Poverty, hunger and agricultural “investments”

Poverty, hunger and agricultural “investments”
Keys to understanding the current phenomena of land and natural resource appropriation and concentration around the world

Resource information

Date of publication
Diciembre 2010
Resource Language
ISBN / Resource ID
AGTER-environment-001

The original French version of this article was prepared at the request of the Nature & Progress (Nature & Progrès) journal and published in November 2011 (No 85) issue in the section Resources : the plundering (Ressources: la spoliation).

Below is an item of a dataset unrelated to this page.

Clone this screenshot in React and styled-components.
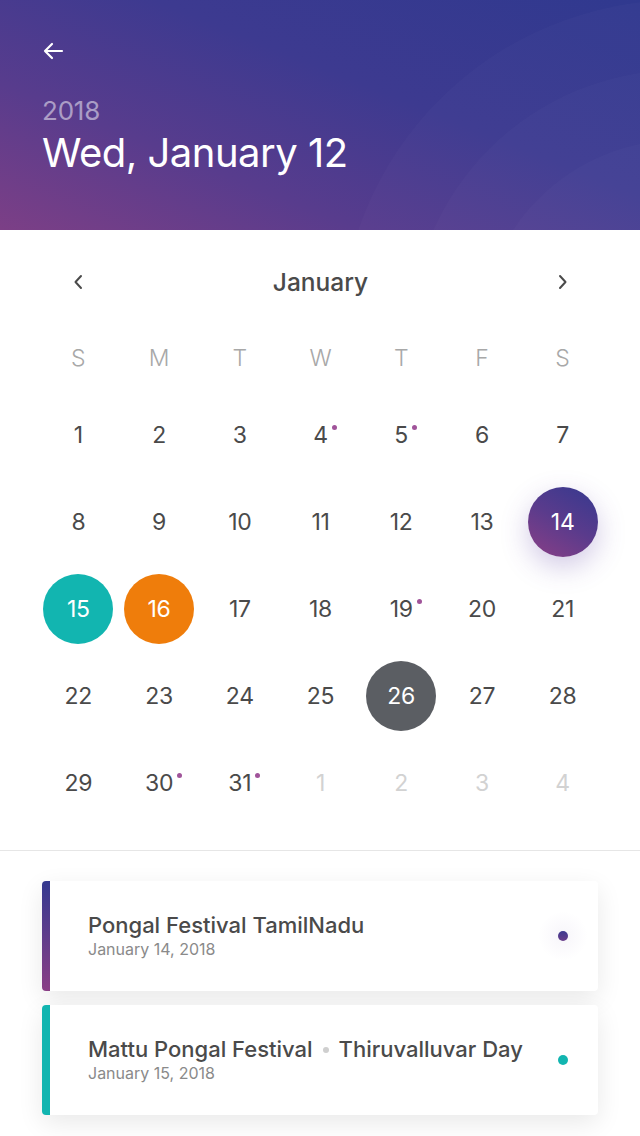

Translated by Levi E. Johnson

Extracts :

"The world in which we live is changing more and more quickly, and the global threats that weigh on humanity are multiplying. One billion people suffer from hunger, not including those children and adults that die every year of famine, malnutrition or lack of access to safe drinking water. One in four people have less than the equivalent of one dollar of income per day. The world changes, but these figures do not improve in spite of the priority given to the discourse around the fight against poverty.

For two years, the media have reported extensively on the massive land grabbing of agricultural lands. They have alerted public opinion to violations of people’s rights and to the dangers of food insecurity in concerned regions. They do not state, however, that this phenomenon constitutes a global threat to humanity with irreversible consequences just as serious as those associated with climate change or loss of biodiversity. (...)

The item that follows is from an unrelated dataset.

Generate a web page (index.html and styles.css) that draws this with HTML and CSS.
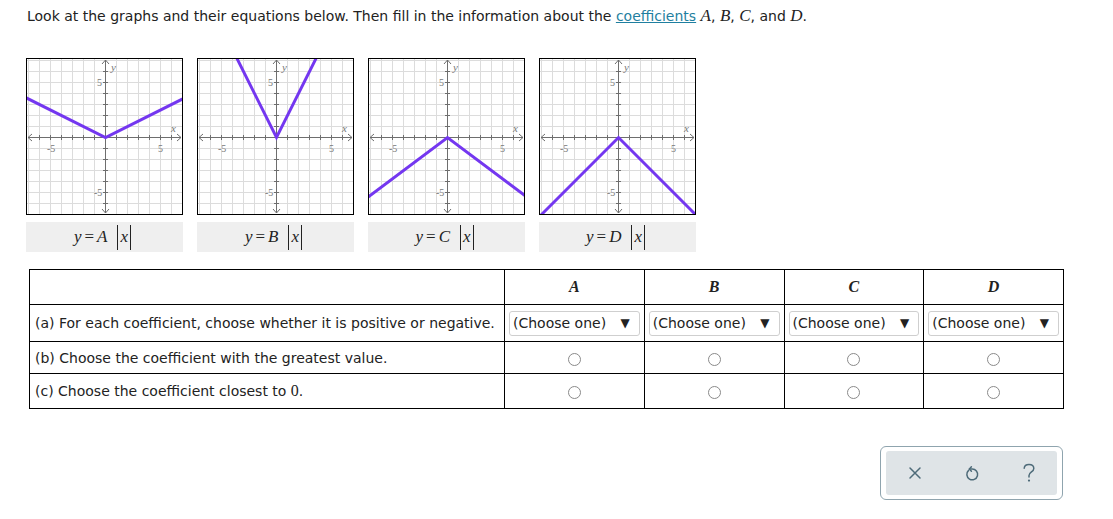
FILE: index.html
```html
<!DOCTYPE html>
<html>
<head>
<meta charset="utf-8">
<link rel="stylesheet" href="styles.css">
</head>
<body>
<svg class="defs" width="0" height="0" aria-hidden="true">
  <defs>
    <symbol id="plane" viewBox="0 0 155 155">
      <path class="grid" d="M1.5 0V155M12.5 0V155M23.5 0V155M34.5 0V155M45.5 0V155M56.5 0V155M67.5 0V155M89.5 0V155M100.5 0V155M111.5 0V155M122.5 0V155M133.5 0V155M144.5 0V155M0 1.5H155M0 12.5H155M0 23.5H155M0 34.5H155M0 45.5H155M0 56.5H155M0 67.5H155M0 89.5H155M0 100.5H155M0 111.5H155M0 122.5H155M0 133.5H155M0 144.5H155"/>
      <path class="axis" d="M1 78.5H154M78.5 1V154M5 75L1 78.5L5 82M150 75L154 78.5L150 82M75 5L78.5 1L82 5M75 150L78.5 154L82 150"/>
      <path class="axis" d="M12.5 76V81M23.5 76V81M34.5 76V81M45.5 76V81M56.5 76V81M67.5 76V81M89.5 76V81M100.5 76V81M111.5 76V81M122.5 76V81M133.5 76V81M144.5 76V81M76 12.5H81M76 23.5H81M76 34.5H81M76 45.5H81M76 56.5H81M76 67.5H81M76 89.5H81M76 100.5H81M76 111.5H81M76 122.5H81M76 133.5H81M76 144.5H81"/>
      <text class="lab" x="20" y="93">-5</text>
      <text class="lab" x="131" y="93">5</text>
      <text class="lab" x="70" y="27">5</text>
      <text class="lab" x="67" y="137">-5</text>
      <text class="lab it" x="84" y="12">y</text>
      <text class="lab it" x="144" y="73">x</text>
    </symbol>
  </defs>
</svg>

<div class="page">
  <p class="intro">Look at the graphs and their equations below. Then fill in the information about the <a class="link" href="#">coefficients</a> <span class="m">A</span>, <span class="m">B</span>, <span class="m">C</span>, and <span class="m">D</span>.</p>

  <div class="graphs">
    <div class="gcol">
      <svg class="graph" viewBox="0 0 155 155"><use href="#plane"/><polyline class="fn" points="-9.5,34.5 78.5,78.5 166.5,34.5"/></svg>
      <div class="eq"><span class="m">y</span><span class="eqs">=</span><span class="m">A</span><span class="abs"><span class="m">x</span></span></div>
    </div>
    <div class="gcol">
      <svg class="graph" viewBox="0 0 155 155"><use href="#plane"/><polyline class="fn" points="34.5,-9.5 78.5,78.5 122.5,-9.5"/></svg>
      <div class="eq"><span class="m">y</span><span class="eqs">=</span><span class="m">B</span><span class="abs"><span class="m">x</span></span></div>
    </div>
    <div class="gcol">
      <svg class="graph" viewBox="0 0 155 155"><use href="#plane"/><polyline class="fn" points="-9.5,144.5 78.5,78.5 166.5,144.5"/></svg>
      <div class="eq"><span class="m">y</span><span class="eqs">=</span><span class="m">C</span><span class="abs"><span class="m">x</span></span></div>
    </div>
    <div class="gcol">
      <svg class="graph" viewBox="0 0 155 155"><use href="#plane"/><polyline class="fn" points="-9.5,166.5 78.5,78.5 166.5,166.5"/></svg>
      <div class="eq"><span class="m">y</span><span class="eqs">=</span><span class="m">D</span><span class="abs"><span class="m">x</span></span></div>
    </div>
  </div>

  <table class="qt">
    <tr class="hrow">
      <th class="qcol"></th>
      <th class="m b">A</th>
      <th class="m b">B</th>
      <th class="m b">C</th>
      <th class="m b">D</th>
    </tr>
    <tr class="rowa">
      <td class="q">(a) For each coefficient, choose whether it is positive or negative.</td>
      <td class="sc"><div class="sel"><span>(Choose one)</span><span class="arr">▼</span></div></td>
      <td class="sc"><div class="sel"><span>(Choose one)</span><span class="arr">▼</span></div></td>
      <td class="sc"><div class="sel"><span>(Choose one)</span><span class="arr">▼</span></div></td>
      <td class="sc"><div class="sel"><span>(Choose one)</span><span class="arr">▼</span></div></td>
    </tr>
    <tr class="rowb">
      <td class="q">(b) Choose the coefficient with the greatest value.</td>
      <td class="rc"><span class="radio"></span></td>
      <td class="rc"><span class="radio"></span></td>
      <td class="rc"><span class="radio"></span></td>
      <td class="rc"><span class="radio"></span></td>
    </tr>
    <tr class="rowc">
      <td class="q">(c) Choose the coefficient closest to <span class="zero">0</span>.</td>
      <td class="rc"><span class="radio"></span></td>
      <td class="rc"><span class="radio"></span></td>
      <td class="rc"><span class="radio"></span></td>
      <td class="rc"><span class="radio"></span></td>
    </tr>
  </table>

  <div class="actions">
    <div class="btns">
      <button class="btn" aria-label="Clear">
        <svg width="14" height="14" viewBox="0 0 14 14"><path d="M2 2L12 12M12 2L2 12"/></svg>
      </button>
      <button class="btn" aria-label="Undo">
        <svg width="16" height="18" viewBox="0 0 16 18"><path d="M4.6 6.4A5.4 5.4 0 1 0 8 5H5.4"/><path d="M7.4 2.8L5.4 5L7.4 7.2"/></svg>
      </button>
      <button class="btn" aria-label="Help">
        <svg width="14" height="20" viewBox="0 0 14 20"><path d="M2.2 5.2C2.4 2.8 4.4 1.4 7 1.4C9.8 1.4 11.8 3 11.8 5.4C11.8 8.8 7 9 7 12.6V14"/><circle class="dot" cx="7" cy="17.6" r="1.1"/></svg>
      </button>
    </div>
  </div>
</div>
</body>
</html>
```

FILE: styles.css
```css
html, body {
  margin: 0;
  padding: 0;
  background: #fff;
}

body {
  font-family: "DejaVu Sans", Verdana, sans-serif;
  font-size: 14px;
  color: #222;
}

.defs {
  position: absolute;
  width: 0;
  height: 0;
  overflow: hidden;
}

.page {
  padding: 7px 0 0 26px;
}

.intro {
  margin: 0 0 0 1px;
  line-height: 17px;
}

.intro .m {
  font-size: 17px;
}

.link {
  color: #1f7fa0;
  text-decoration: underline;
}

.m {
  font-family: "Liberation Serif", "Times New Roman", serif;
  font-style: italic;
  font-size: 17px;
}

.graphs {
  display: flex;
  gap: 14px;
  margin-top: 33px;
}

.gcol {
  display: flex;
  flex-direction: column;
  gap: 7px;
  width: 157px;
}

.graph {
  display: block;
  width: 155px;
  height: 155px;
  border: 1px solid #000;
  background: #fff;
}

.grid {
  fill: none;
  stroke: #dcdcdc;
  stroke-width: 1;
}

.axis {
  fill: none;
  stroke: #6e6e6e;
  stroke-width: 1;
}

.lab {
  font-family: "Liberation Serif", "Times New Roman", serif;
  font-size: 10px;
  fill: #777;
}

.lab.it {
  font-style: italic;
  font-size: 11px;
}

.fn {
  fill: none;
  stroke: #7437f0;
  stroke-width: 3;
  stroke-linejoin: miter;
}

.eq {
  height: 30px;
  background: #efefef;
  display: flex;
  align-items: center;
  justify-content: center;
  padding-right: 4px;
  color: #222;
}

.eqs {
  font-family: "Liberation Serif", "Times New Roman", serif;
  font-size: 17px;
  margin: 0 3px;
}

.abs {
  display: inline-flex;
  align-items: center;
  height: 25px;
  border-left: 1px solid #222;
  border-right: 1px solid #222;
  padding: 0 2px;
  margin-left: 10px;
}

.qt {
  border-collapse: collapse;
  margin: 17px 0 0 3px;
  width: 1035px;
  table-layout: fixed;
}

.qt th, .qt td {
  border: 1px solid #000;
  padding: 0;
}

.qcol {
  width: 474px;
}

.hrow {
  height: 35px;
}

.b {
  font-weight: bold;
  font-size: 16px;
  text-align: center;
}

.rowa {
  height: 37px;
}

.rowb {
  height: 32px;
}

.rowc {
  height: 35px;
}

.q {
  padding-left: 5px !important;
  white-space: nowrap;
}

.zero {
  font-family: "Liberation Serif", "Times New Roman", serif;
  font-size: 16px;
}

.sc {
  padding: 0 4px !important;
}

.sel {
  box-sizing: border-box;
  height: 25px;
  border: 1px solid #cfcfcf;
  border-radius: 3px;
  display: flex;
  align-items: center;
  justify-content: space-between;
  padding: 0 9px 0 3px;
  background: #fff;
  color: #222;
}

.arr {
  font-size: 12px;
}

.rc {
  text-align: center;
}

.radio {
  display: inline-block;
  width: 11px;
  height: 11px;
  border: 1px solid #8a8a8a;
  border-radius: 50%;
  vertical-align: middle;
  margin-top: 1px;
}

.actions {
  display: flex;
  justify-content: flex-end;
  width: 1037px;
  margin-top: 37px;
}

.btns {
  display: flex;
  border: 1px solid #8fa4ae;
  border-radius: 6px;
  padding: 4px 5px;
  background: #fff;
}

.btn {
  width: 57px;
  height: 44px;
  border: 0;
  margin: 0;
  padding: 0;
  background: #dfe4e7;
  display: flex;
  align-items: center;
  justify-content: center;
}

.btn:first-child {
  border-radius: 3px 0 0 3px;
}

.btn:last-child {
  border-radius: 0 3px 3px 0;
}

.btn svg path {
  fill: none;
  stroke: #4e6b79;
  stroke-width: 1.5;
  stroke-linecap: round;
  stroke-linejoin: round;
}

.btn svg .dot {
  fill: #4e6b79;
}
```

(...) Few people or institutions dare to denounce the nonsense of the current system. Consequently, the efforts of international institutions and civil society organizations work to design “voluntary directives” suggested to States as “guidelines for responsible agricultural investments”. These approaches can help in moving forward, but only on one condition, when constantly seeking to demystify what is understood by investment, that which is called property, and to carry out the widest possible public debate with the various implicated parties and populations.

In reality, true production investments have always come from producers, farmers, stockbreeders and fishermen. (...)

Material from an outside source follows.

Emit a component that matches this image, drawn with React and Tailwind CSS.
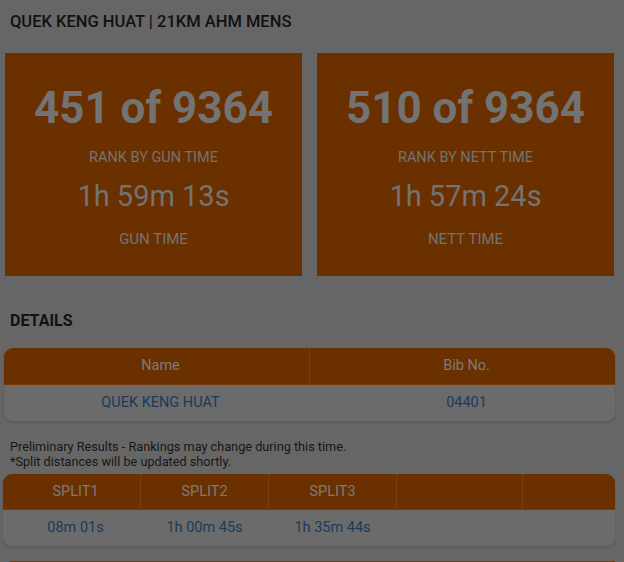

(...) Solutions exist, (...). Some are ambitious but essential, such as the establishment of a binding law at the global level around all the subjects concerning humanity’s future, making possible a world that protects global commons and public goods. Others are easier to gradually put in place, such as taxing ground rents and other kinds of unearned incomes, that would help identify resource theft and increase economic efficiency. These imply a re-examination of our conception of property and to recognize, regardless of the legal framework, that individual and collective rights always coexist, and the rights of future generations must also be given weight, even if they cannot be directly involved in the debate."